Paragraph 2: Relevant education and training

In the second paragraph, summarize your relevant education and training.

Example:

Burns holds a bachelor’s degree from Fordham University, and an M. B. A., with distinction, from New York University. He has completed additional studies at the New School, and Columbia and Cornell universities. He has lectured on strategic planning and corporate communications as part of N.Y.U.’s Urban Business Coalition Program, a pro bono outreach program for minority business owners.

Paragraph 3: Professional associations, community involvement, and volunteer interests.

The third paragraph summarizes your professional association and volunteer interests.

Example:

Burns is a member of several professional organizations, including the American Marketing Association and the International Association of Business Communicators (IABC). He is past president of the IABC’s North Jersey Chapter.

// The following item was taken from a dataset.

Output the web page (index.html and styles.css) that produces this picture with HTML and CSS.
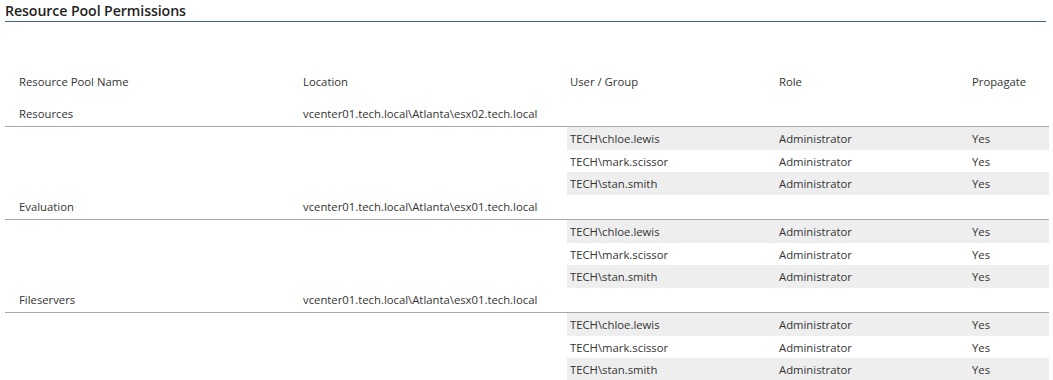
FILE: index.html
```html
<!DOCTYPE html>
<html>
<head>
<meta charset="utf-8">
<link rel="stylesheet" href="styles.css">
</head>
<body>
<div class="page">
  <h2 class="title">Resource Pool Permissions</h2>
  <div class="table">
    <div class="row head">
      <div class="c main">Resource Pool Name</div>
      <div class="c main">Location</div>
      <div class="c sub">User / Group</div>
      <div class="c sub">Role</div>
      <div class="c sub">Propagate</div>
    </div>

    <div class="row pool">
      <div class="c main">Resources</div>
      <div class="c main">vcenter01.tech.local\Atlanta\esx02.tech.local</div>
      <div class="c"></div><div class="c"></div><div class="c"></div>
    </div>
    <div class="row perm odd"><div class="spacer"></div><div class="c sub">TECH\chloe.lewis</div><div class="c sub">Administrator</div><div class="c sub">Yes</div></div>
    <div class="row perm short"><div class="spacer"></div><div class="c sub">TECH\mark.scissor</div><div class="c sub">Administrator</div><div class="c sub">Yes</div></div>
    <div class="row perm odd"><div class="spacer"></div><div class="c sub">TECH\stan.smith</div><div class="c sub">Administrator</div><div class="c sub">Yes</div></div>

    <div class="row pool">
      <div class="c main">Evaluation</div>
      <div class="c main">vcenter01.tech.local\Atlanta\esx01.tech.local</div>
      <div class="c"></div><div class="c"></div><div class="c"></div>
    </div>
    <div class="row perm odd"><div class="spacer"></div><div class="c sub">TECH\chloe.lewis</div><div class="c sub">Administrator</div><div class="c sub">Yes</div></div>
    <div class="row perm short"><div class="spacer"></div><div class="c sub">TECH\mark.scissor</div><div class="c sub">Administrator</div><div class="c sub">Yes</div></div>
    <div class="row perm odd"><div class="spacer"></div><div class="c sub">TECH\stan.smith</div><div class="c sub">Administrator</div><div class="c sub">Yes</div></div>

    <div class="row pool">
      <div class="c main">Fileservers</div>
      <div class="c main">vcenter01.tech.local\Atlanta\esx01.tech.local</div>
      <div class="c"></div><div class="c"></div><div class="c"></div>
    </div>
    <div class="row perm odd"><div class="spacer"></div><div class="c sub">TECH\chloe.lewis</div><div class="c sub">Administrator</div><div class="c sub">Yes</div></div>
    <div class="row perm short"><div class="spacer"></div><div class="c sub">TECH\mark.scissor</div><div class="c sub">Administrator</div><div class="c sub">Yes</div></div>
    <div class="row perm odd"><div class="spacer"></div><div class="c sub">TECH\stan.smith</div><div class="c sub">Administrator</div><div class="c sub">Yes</div></div>
  </div>
</div>
</body>
</html>
```

FILE: styles.css
```css
html, body {
  margin: 0;
  padding: 0;
  background: #ffffff;
}
body {
  font-family: "Open Sans", "Noto Sans", "Liberation Sans", sans-serif;
  font-size: 11.3px;
  color: #333333;
}
.page {
  margin: 0 4px 0 5px;
}
.title {
  margin: 0 3px 0 0;
  font-size: 14.2px;
  font-weight: 600;
  color: #1f1f1f;
  line-height: 21px;
  border-bottom: 1px solid #3a6a88;
  letter-spacing: -0.1px;
}
.table {
  display: flex;
  flex-direction: column;
  margin-top: 48px;
}
.row {
  display: grid;
  grid-template-columns: 284px 278px 209px 193px 1fr;
  height: 23px;
  align-items: center;
}
.row.head {
  height: 22px;
  margin-bottom: 10px;
}
.row.pool {
  height: 24px;
  padding-bottom: 1px;
  box-sizing: border-box;
  border-bottom: 1px solid #a8a8a8;
  height: 25px;
}
.row.perm {
  grid-template-columns: 562px 209px 193px 1fr;
}
.row.perm.short {
  height: 22px;
}
.row.perm.odd .c {
  background: #eeeeee;
}
.c {
  height: 100%;
  display: flex;
  align-items: center;
  white-space: nowrap;
}
.c.main {
  padding-left: 14px;
}
.c.sub {
  padding-left: 3px;
}
```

Harry has also served on the boards of the Bergen County (NJ) Chapter of the American Heart Association, the Northern New Jersey Maternal and Child Health Consortium, and the New Jersey Botanical Garden. He is active with the Fordham Club of Northern New Jersey, and serves as a volunteer for WBGO, the Newark-based jazz, blues, and rhythm & blues public radio station.

The best part about developing your bio is that you can use your resume as a starting point. Draw from that content to create a compelling narrative that tells the story you want to tell. While your resume is a great snapshot of your career and accomplishments, a strong professional bio will help fill in the gaps for your reader.